De olho nesse mercado de ração (termo usado para indicar o destino da produção para ração animal), a Argentina está substituindo o trigo – que além dos desafios de mercado tem várias barreiras governamentais à exportação – pela cevada. Hoje existem cerca de 1 milhão de hectares de cevada no país vizinho que poderiam ser usados para fabricação de cerveja, e essa área deverá continuar a crescer. “Nos últimos anos, grande parte da safra de cevada argentina foi destinada ao Oriente e à Ásia, para uso na alimentação animal. Como a relação entre oferta e demanda de cevada no mercado internacional sempre foi estreita, qualquer mudança pode causar instabilidade na dinâmica do mercado”, explica Caio.
Para o pesquisador da Embrapa Trigo, Aloísio Vilarinho, o mercado de cevada na alimentação animal está apenas começando no Brasil, mas deve se consolidar rapidamente: “A escassez de milho devido à crescente produção de proteína animal abre a oportunidade para o uso de cereais de inverno na alimentação. A Região Sul tem área e conhecimento para abastecer este mercado e a cevada tem se mostrado uma excelente alternativa para alimentação de bovinos, suínos e aves”, afirma o pesquisador, lembrando que, em pouco tempo, o valor pago pela fabricação de grãos de cevada deverá ser igual à cevada forrageira.
O 33º Encontro Nacional de Pesquisa da Cevada reuniu mais de 120 pesquisadores no auditório da Embrapa Trigo, em Passo Fundo, RS, nos dias 2 e 3 de agosto. Foi realizado pela Ambev, em parceria com a FAPA/Agrária e a Embrapa. Ao final do Encontro, os participantes fizeram uma visita às instalações da Maltaria Passo Fundo, administrada pela Ambev.

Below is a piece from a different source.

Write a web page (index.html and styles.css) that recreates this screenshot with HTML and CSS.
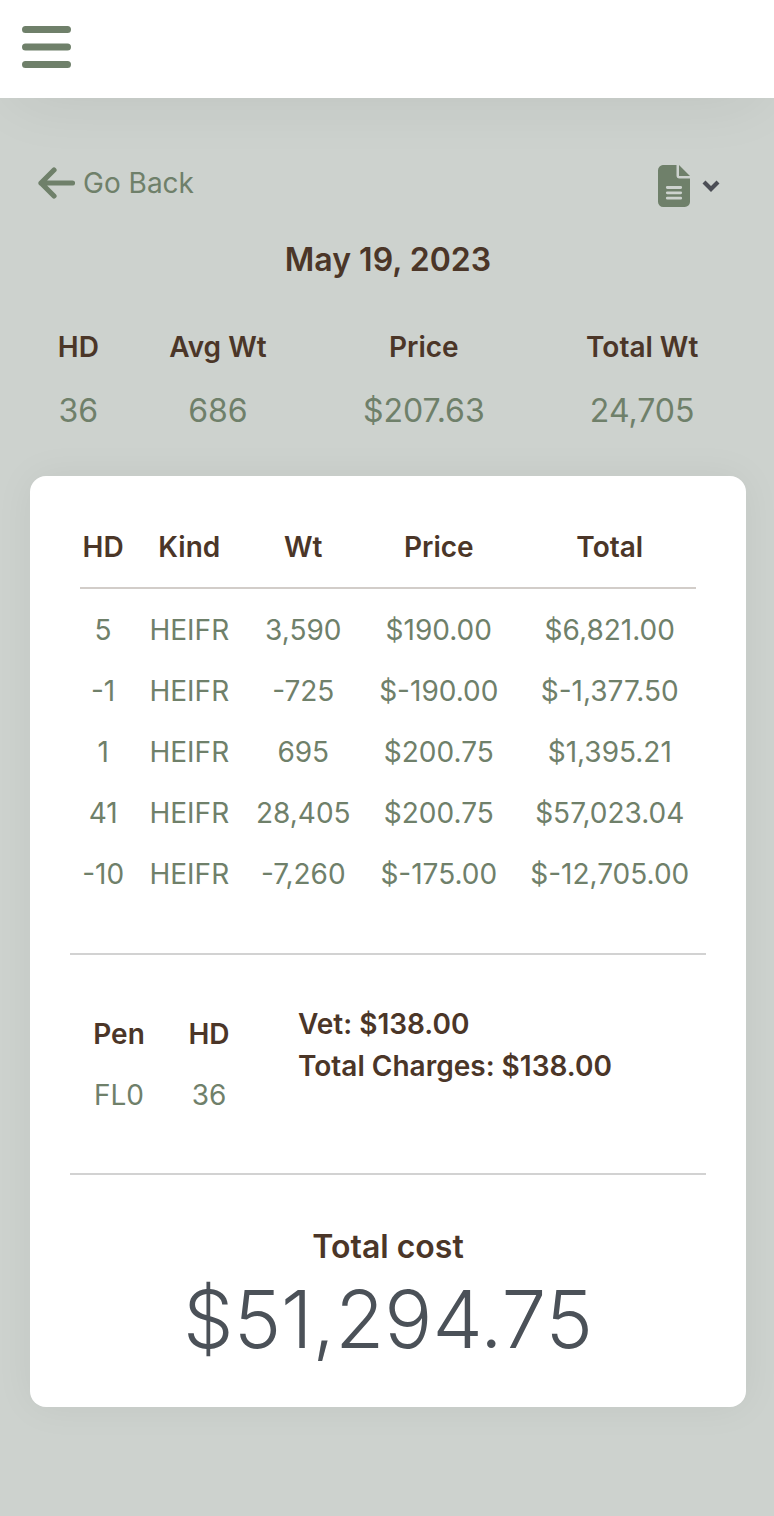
FILE: index.html
```html
<!DOCTYPE html>
<html lang="en">
<head>
  <meta charset="UTF-8">
  <meta name="viewport" content="width=device-width, initial-scale=1.0">
  <title>May 19, 2023</title>
  <link rel="stylesheet" href="styles.css">
</head>
<body>
  <header class="header">
    <button class="menu-btn" type="button" aria-label="Menu">
      <svg width="49" height="42" viewBox="0 0 49 42">
        <path d="M3.5 3.5h42M3.5 21h42M3.5 38.5h42" fill="none" stroke="currentColor" stroke-width="7" stroke-linecap="round"/>
      </svg>
    </button>
  </header>
  <main class="page">
    <div class="toolbar">
      <a class="go-back" href="#">
        <svg width="37" height="32" viewBox="0 0 37 32">
          <path d="M16 3L3 16l13 13M3 16h31.500" fill="none" stroke="currentColor" stroke-width="5.200" stroke-linecap="round" stroke-linejoin="round"/>
        </svg>
        Go Back
      </a>
      <button class="doc-btn" type="button" aria-label="Document options">
        <svg class="doc-icon" width="32" height="42" viewBox="0 0 32 42">
          <path d="M5.500 0H18.500V10.500A3 3 0 0 0 21.500 13.500H32V37A5.200 5.200 0 0 1 26.800 42H5.200A5.200 5.200 0 0 1 0 36.800V5.200A5.200 5.200 0 0 1 5.500 0zM21 0V11H32z" fill="currentColor"/>
          <path d="M9.300 22.500h13.400M9.300 27.800h13.400M9.300 33.200h13.400" fill="none" stroke="#cdd2ce" stroke-width="2.800" stroke-linecap="round"/>
        </svg>
        <svg class="chevron" width="18" height="12" viewBox="0 0 18 12">
          <path d="M2 2l7 7 7-7" fill="none" stroke="currentColor" stroke-width="4.200"/>
        </svg>
      </button>
    </div>
    <h1 class="date">May 19, 2023</h1>
    <table class="summary">
      <thead>
        <tr><th>HD</th><th>Avg Wt</th><th>Price</th><th>Total Wt</th></tr>
      </thead>
      <tbody>
        <tr><td>36</td><td>686</td><td>$207.63</td><td>24,705</td></tr>
      </tbody>
    </table>
    <section class="card">
      <table class="lots">
        <thead>
          <tr><th>HD</th><th>Kind</th><th>Wt</th><th>Price</th><th>Total</th></tr>
        </thead>
        <tbody>
          <tr><td>5</td><td>HEIFR</td><td>3,590</td><td>$190.00</td><td>$6,821.00</td></tr>
          <tr><td>-1</td><td>HEIFR</td><td>-725</td><td>$-190.00</td><td>$-1,377.50</td></tr>
          <tr><td>1</td><td>HEIFR</td><td>695</td><td>$200.75</td><td>$1,395.21</td></tr>
          <tr><td>41</td><td>HEIFR</td><td>28,405</td><td>$200.75</td><td>$57,023.04</td></tr>
          <tr><td>-10</td><td>HEIFR</td><td>-7,260</td><td>$-175.00</td><td>$-12,705.00</td></tr>
        </tbody>
      </table>
      <div class="details">
        <table class="pens">
          <thead>
            <tr><th>Pen</th><th>HD</th></tr>
          </thead>
          <tbody>
            <tr><td>FL0</td><td>36</td></tr>
          </tbody>
        </table>
        <div class="charges">
          <p>Vet: $138.00</p>
          <p>Total Charges: $138.00</p>
        </div>
      </div>
      <div class="total">
        <h2>Total cost</h2>
        <p class="total-cost">$51,294.75</p>
      </div>
    </section>
  </main>
</body>
</html>
```
FILE: styles.css
```css
* {
  box-sizing: border-box;
}
body {
  margin: 0;
  min-height: 100vh;
  background: #cdd2ce;
  color: #6f806a;
  font-family: Inter, "Liberation Sans", sans-serif;
  font-size: 28px;
  line-height: 42px;
}
h1, h2, p {
  margin: 0;
}
button {
  padding: 0;
  border: 0;
  background: none;
  cursor: pointer;
}
svg {
  display: block;
}
.header {
  display: flex;
  align-items: center;
  height: 98px;
  padding: 0 22px 4px;
  background: #fff;
  box-shadow: 0 16px 64px -16px rgba(0, 0, 0, 0.08);
}
.menu-btn {
  color: #6f806a;
}
.page {
  padding: 64px 28px 40px 30px;
}
.toolbar {
  display: flex;
  justify-content: space-between;
  align-items: flex-end;
  padding: 0 26px 0 8px;
}
.go-back {
  display: flex;
  align-items: center;
  gap: 8px;
  padding-bottom: 6px;
  color: #6f806a;
  text-decoration: none;
}
.doc-btn {
  display: flex;
  align-items: center;
  gap: 12px;
  height: 48px;
  color: #6f806a;
}
.chevron {
  color: #4b4e55;
}
.date {
  margin-top: 26px;
  color: #4b3628;
  font-size: 32px;
  font-weight: 600;
  line-height: 48px;
  text-align: center;
}
table {
  width: 100%;
  border-spacing: 0;
  table-layout: fixed;
  text-align: center;
}
th, td {
  padding: 0;
  white-space: nowrap;
}
th {
  color: #4b3628;
  font-weight: 600;
}
.summary {
  margin-top: 42px;
}
.summary td {
  padding-top: 19px;
  font-size: 32px;
  line-height: 48px;
}
.summary th:nth-child(1) { width: 13.5%; }
.summary th:nth-child(2) { width: 25.5%; }
.summary th:nth-child(3) { width: 32%; }
.summary th:nth-child(4) { width: 29%; }
.card {
  margin-top: 41px;
  padding: 40px;
  border-radius: 16px;
  background: #fff;
  box-shadow: 0 0 40px rgba(0, 0, 0, 0.05);
}
.lots {
  width: calc(100% - 20px);
  margin: 0 10px 49px;
}
.lots th {
  padding: 10px 0 19px;
  border-bottom: 2px solid #d2cdc9;
}
.lots td {
  padding: 10px 0 9px;
}
.lots tbody::before {
  content: '';
  display: block;
  height: 10px;
}
.lots th:nth-child(1) { width: 7.5%; }
.lots th:nth-child(2) { width: 20.5%; }
.lots th:nth-child(3) { width: 16.5%; }
.lots th:nth-child(4) { width: 27.5%; }
.lots th:nth-child(5) { width: 28%; }
.details {
  display: flex;
  gap: 44px;
  padding: 48px 0 48px 4px;
  border-top: 2px solid #d2d2d2;
  border-bottom: 2px solid #d2d2d2;
}
.pens {
  width: 180px;
}
.pens th, .pens td {
  padding: 10px 0 9px;
}
.charges {
  color: #4b3628;
  font-weight: 600;
}
.total {
  padding-top: 48px;
  text-align: center;
}
.total h2 {
  color: #4b3628;
  font-size: 32px;
  font-weight: 600;
  line-height: 48px;
}
.total-cost {
  color: #4b5158;
  font-size: 80px;
  font-weight: 300;
  line-height: 96px;
}
```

O principal resultado do evento é a atualização da publicação “Indicações técnicas para a produção de cevada cervejeira nas safras 2023 e 2024”, que deve estar disponível até o final deste ano. Entre as principais mudanças previstas está a inclusão de duas novas cultivares desenvolvidas pela equipe de pesquisa da Ambev: ABI Rubi e ABI Valente. A próxima edição do Encontro de Pesquisa está prevista para o mês de abril de 2024, realizada pela FAPA/Agrária.